Ontario Court of Appeal rules on the composition of joint OHS committees

Independent contractors now included in “regularly employed”

The Ontario Court of Appeal has ruled provincially regulated employers who hire independent contractors or workers from temporary agencies must include them in the decision as to whether or not the company needs a joint health and safety committee (JHSC).

In Ontario (Labour) v. United Independent Operators Limited, the Court of Appeal considered the meaning of the phrase "regularly employed" in section nine of the Occupational Health and Safety Act (OHSA), the section of the OHSA that governs the establishment in workplaces of JHSCs.

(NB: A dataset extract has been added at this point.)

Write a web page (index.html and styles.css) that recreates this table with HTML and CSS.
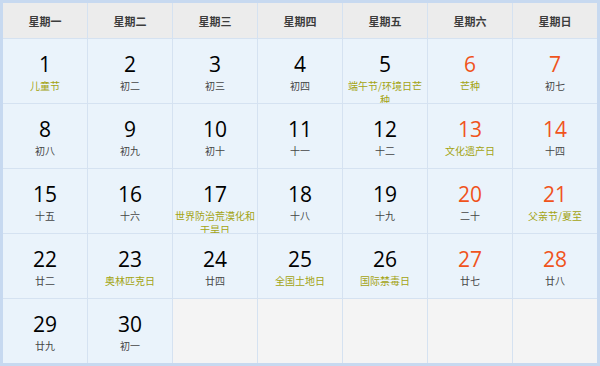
FILE: index.html
```html
<!DOCTYPE html>
<html lang="zh-CN">
<head>
<meta charset="utf-8">
<title>日历</title>
<link rel="stylesheet" href="styles.css">
</head>
<body>
<div class="calendar">
  <div class="head">星期一</div>
  <div class="head">星期二</div>
  <div class="head">星期三</div>
  <div class="head">星期四</div>
  <div class="head">星期五</div>
  <div class="head">星期六</div>
  <div class="head">星期日</div>

  <div class="day"><div class="num">1</div><div class="sub fest">儿童节</div></div>
  <div class="day"><div class="num">2</div><div class="sub">初二</div></div>
  <div class="day"><div class="num">3</div><div class="sub">初三</div></div>
  <div class="day"><div class="num">4</div><div class="sub">初四</div></div>
  <div class="day"><div class="num">5</div><div class="sub fest">端午节/环境日芒种</div></div>
  <div class="day weekend"><div class="num">6</div><div class="sub fest">芒种</div></div>
  <div class="day weekend"><div class="num">7</div><div class="sub">初七</div></div>

  <div class="day"><div class="num">8</div><div class="sub">初八</div></div>
  <div class="day"><div class="num">9</div><div class="sub">初九</div></div>
  <div class="day"><div class="num">10</div><div class="sub">初十</div></div>
  <div class="day"><div class="num">11</div><div class="sub">十一</div></div>
  <div class="day"><div class="num">12</div><div class="sub">十二</div></div>
  <div class="day weekend"><div class="num">13</div><div class="sub fest">文化遗产日</div></div>
  <div class="day weekend"><div class="num">14</div><div class="sub">十四</div></div>

  <div class="day"><div class="num">15</div><div class="sub">十五</div></div>
  <div class="day"><div class="num">16</div><div class="sub">十六</div></div>
  <div class="day"><div class="num">17</div><div class="sub fest">世界防治荒漠化和干旱日</div></div>
  <div class="day"><div class="num">18</div><div class="sub">十八</div></div>
  <div class="day"><div class="num">19</div><div class="sub">十九</div></div>
  <div class="day weekend"><div class="num">20</div><div class="sub">二十</div></div>
  <div class="day weekend"><div class="num">21</div><div class="sub fest">父亲节/夏至</div></div>

  <div class="day"><div class="num">22</div><div class="sub">廿二</div></div>
  <div class="day"><div class="num">23</div><div class="sub fest">奥林匹克日</div></div>
  <div class="day"><div class="num">24</div><div class="sub">廿四</div></div>
  <div class="day"><div class="num">25</div><div class="sub fest">全国土地日</div></div>
  <div class="day"><div class="num">26</div><div class="sub fest">国际禁毒日</div></div>
  <div class="day weekend"><div class="num">27</div><div class="sub">廿七</div></div>
  <div class="day weekend"><div class="num">28</div><div class="sub">廿八</div></div>

  <div class="day"><div class="num">29</div><div class="sub">廿九</div></div>
  <div class="day"><div class="num">30</div><div class="sub">初一</div></div>
  <div class="empty"></div>
  <div class="empty"></div>
  <div class="empty"></div>
  <div class="empty"></div>
  <div class="empty"></div>
</div>
</body>
</html>
```
FILE: styles.css
```css
html, body {
  margin: 0;
  padding: 0;
  background: #ffffff;
}

.calendar {
  box-sizing: border-box;
  width: 600px;
  height: 366px;
  border: 3px solid #c7d9f0;
  background: #d5e2f1;
  display: grid;
  grid-template-columns: repeat(7, 84px);
  grid-template-rows: 35px repeat(5, 64px);
  gap: 1px;
  font-family: "Noto Sans CJK SC", "Noto Sans", sans-serif;
}

.head {
  background: #ececec;
  color: #3c3c3c;
  font-size: 11px;
  font-weight: bold;
  display: flex;
  align-items: center;
  justify-content: center;
}

.day {
  background: #eaf3fb;
  overflow: hidden;
  text-align: center;
  padding: 11px 1px 0;
}

.empty {
  background: #f4f4f4;
}

.num {
  font-family: "Open Sans", "DejaVu Sans", sans-serif;
  font-size: 21px;
  line-height: 29px;
  color: #000000;
}

.weekend .num {
  color: #f0531c;
}

.sub {
  font-size: 10px;
  line-height: 14px;
  color: #454545;
}

.sub.fest {
  color: #a3a312;
}
```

United was a truck brokerage and dispatch service with 11 employees and between 30 and 140 independent contractors. When an independent truck driver was critically injured, the Ministry of Labour conducted an investigation and, when it determined that there was no JHSC, charged United for having failed to ensure the establishment of a JHSC at its workplace. United argued that there was no statutory obligation upon it to have a JHSC as it had less than 20 workers “regularly employed” at its workplace, and this argument prevailed at trial.

However, the Court of Appeal has held that that view is incorrect and has determined the term "regularly employed" includes independent contractors.

Companies who use independent contractors now need to count them in determining whether or not there needs to be a JHSC.